# Exercise goal
Without the pictures, write out all the lines below exactly as they appear.

# Data shown
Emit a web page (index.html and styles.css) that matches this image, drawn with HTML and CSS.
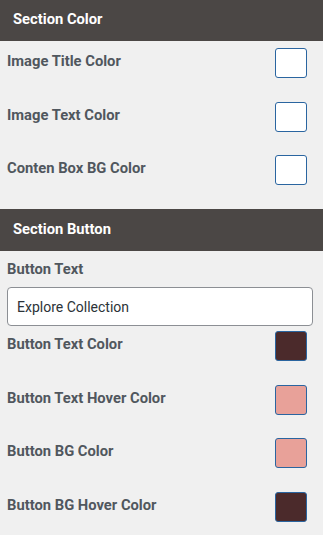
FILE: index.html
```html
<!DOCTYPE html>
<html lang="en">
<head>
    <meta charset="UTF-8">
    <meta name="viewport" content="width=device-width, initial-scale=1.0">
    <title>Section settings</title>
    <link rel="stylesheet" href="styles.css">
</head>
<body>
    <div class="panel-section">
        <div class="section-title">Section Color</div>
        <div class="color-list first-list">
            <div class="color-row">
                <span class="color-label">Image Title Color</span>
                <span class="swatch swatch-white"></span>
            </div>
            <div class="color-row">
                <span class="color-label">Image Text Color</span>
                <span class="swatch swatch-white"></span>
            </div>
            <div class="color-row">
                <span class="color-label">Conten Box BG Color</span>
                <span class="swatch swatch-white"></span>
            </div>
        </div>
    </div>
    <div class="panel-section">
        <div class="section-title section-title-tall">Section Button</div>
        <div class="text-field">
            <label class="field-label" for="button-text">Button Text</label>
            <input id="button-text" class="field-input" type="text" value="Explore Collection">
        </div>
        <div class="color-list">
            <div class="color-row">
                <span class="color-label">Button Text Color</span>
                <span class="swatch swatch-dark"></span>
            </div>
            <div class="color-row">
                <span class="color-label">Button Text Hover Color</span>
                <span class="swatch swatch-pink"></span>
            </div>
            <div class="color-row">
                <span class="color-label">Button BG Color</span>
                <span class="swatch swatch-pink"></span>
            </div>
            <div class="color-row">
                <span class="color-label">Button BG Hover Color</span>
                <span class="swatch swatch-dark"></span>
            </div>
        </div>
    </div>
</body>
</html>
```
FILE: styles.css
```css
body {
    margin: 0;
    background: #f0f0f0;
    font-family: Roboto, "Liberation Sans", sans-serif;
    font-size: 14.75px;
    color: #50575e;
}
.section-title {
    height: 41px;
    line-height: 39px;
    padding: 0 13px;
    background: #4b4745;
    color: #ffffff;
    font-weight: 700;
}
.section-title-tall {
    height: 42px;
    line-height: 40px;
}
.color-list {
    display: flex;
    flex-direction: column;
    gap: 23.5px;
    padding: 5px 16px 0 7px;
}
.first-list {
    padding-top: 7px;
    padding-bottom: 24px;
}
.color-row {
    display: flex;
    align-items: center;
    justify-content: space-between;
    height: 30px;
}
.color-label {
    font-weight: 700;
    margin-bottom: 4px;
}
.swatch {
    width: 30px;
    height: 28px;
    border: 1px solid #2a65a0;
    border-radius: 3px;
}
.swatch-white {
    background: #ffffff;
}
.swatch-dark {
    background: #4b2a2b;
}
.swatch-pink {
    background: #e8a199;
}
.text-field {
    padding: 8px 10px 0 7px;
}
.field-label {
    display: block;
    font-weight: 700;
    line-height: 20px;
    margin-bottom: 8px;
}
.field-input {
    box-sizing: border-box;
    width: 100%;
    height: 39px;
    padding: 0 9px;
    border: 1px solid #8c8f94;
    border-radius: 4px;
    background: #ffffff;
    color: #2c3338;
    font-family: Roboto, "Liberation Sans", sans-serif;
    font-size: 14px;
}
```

# Answer to this task
Emit a web page (index.html and styles.css) that matches this image, drawn with HTML and CSS.
FILE: index.html
```html
<!DOCTYPE html>
<html lang="en">
<head>
    <meta charset="UTF-8">
    <meta name="viewport" content="width=device-width, initial-scale=1.0">
    <title>Section settings</title>
    <link rel="stylesheet" href="styles.css">
</head>
<body>
    <div class="panel-section">
        <div class="section-title">Section Color</div>
        <div class="color-list first-list">
            <div class="color-row">
                <span class="color-label">Image Title Color</span>
                <span class="swatch swatch-white"></span>
            </div>
            <div class="color-row">
                <span class="color-label">Image Text Color</span>
                <span class="swatch swatch-white"></span>
            </div>
            <div class="color-row">
                <span class="color-label">Conten Box BG Color</span>
                <span class="swatch swatch-white"></span>
            </div>
        </div>
    </div>
    <div class="panel-section">
        <div class="section-title section-title-tall">Section Button</div>
        <div class="text-field">
            <label class="field-label" for="button-text">Button Text</label>
            <input id="button-text" class="field-input" type="text" value="Explore Collection">
        </div>
        <div class="color-list">
            <div class="color-row">
                <span class="color-label">Button Text Color</span>
                <span class="swatch swatch-dark"></span>
            </div>
            <div class="color-row">
                <span class="color-label">Button Text Hover Color</span>
                <span class="swatch swatch-pink"></span>
            </div>
            <div class="color-row">
                <span class="color-label">Button BG Color</span>
                <span class="swatch swatch-pink"></span>
            </div>
            <div class="color-row">
                <span class="color-label">Button BG Hover Color</span>
                <span class="swatch swatch-dark"></span>
            </div>
        </div>
    </div>
</body>
</html>
```
FILE: styles.css
```css
body {
    margin: 0;
    background: #f0f0f0;
    font-family: Roboto, "Liberation Sans", sans-serif;
    font-size: 14.75px;
    color: #50575e;
}
.section-title {
    height: 41px;
    line-height: 39px;
    padding: 0 13px;
    background: #4b4745;
    color: #ffffff;
    font-weight: 700;
}
.section-title-tall {
    height: 42px;
    line-height: 40px;
}
.color-list {
    display: flex;
    flex-direction: column;
    gap: 23.5px;
    padding: 5px 16px 0 7px;
}
.first-list {
    padding-top: 7px;
    padding-bottom: 24px;
}
.color-row {
    display: flex;
    align-items: center;
    justify-content: space-between;
    height: 30px;
}
.color-label {
    font-weight: 700;
    margin-bottom: 4px;
}
.swatch {
    width: 30px;
    height: 28px;
    border: 1px solid #2a65a0;
    border-radius: 3px;
}
.swatch-white {
    background: #ffffff;
}
.swatch-dark {
    background: #4b2a2b;
}
.swatch-pink {
    background: #e8a199;
}
.text-field {
    padding: 8px 10px 0 7px;
}
.field-label {
    display: block;
    font-weight: 700;
    line-height: 20px;
    margin-bottom: 8px;
}
.field-input {
    box-sizing: border-box;
    width: 100%;
    height: 39px;
    padding: 0 9px;
    border: 1px solid #8c8f94;
    border-radius: 4px;
    background: #ffffff;
    color: #2c3338;
    font-family: Roboto, "Liberation Sans", sans-serif;
    font-size: 14px;
}
```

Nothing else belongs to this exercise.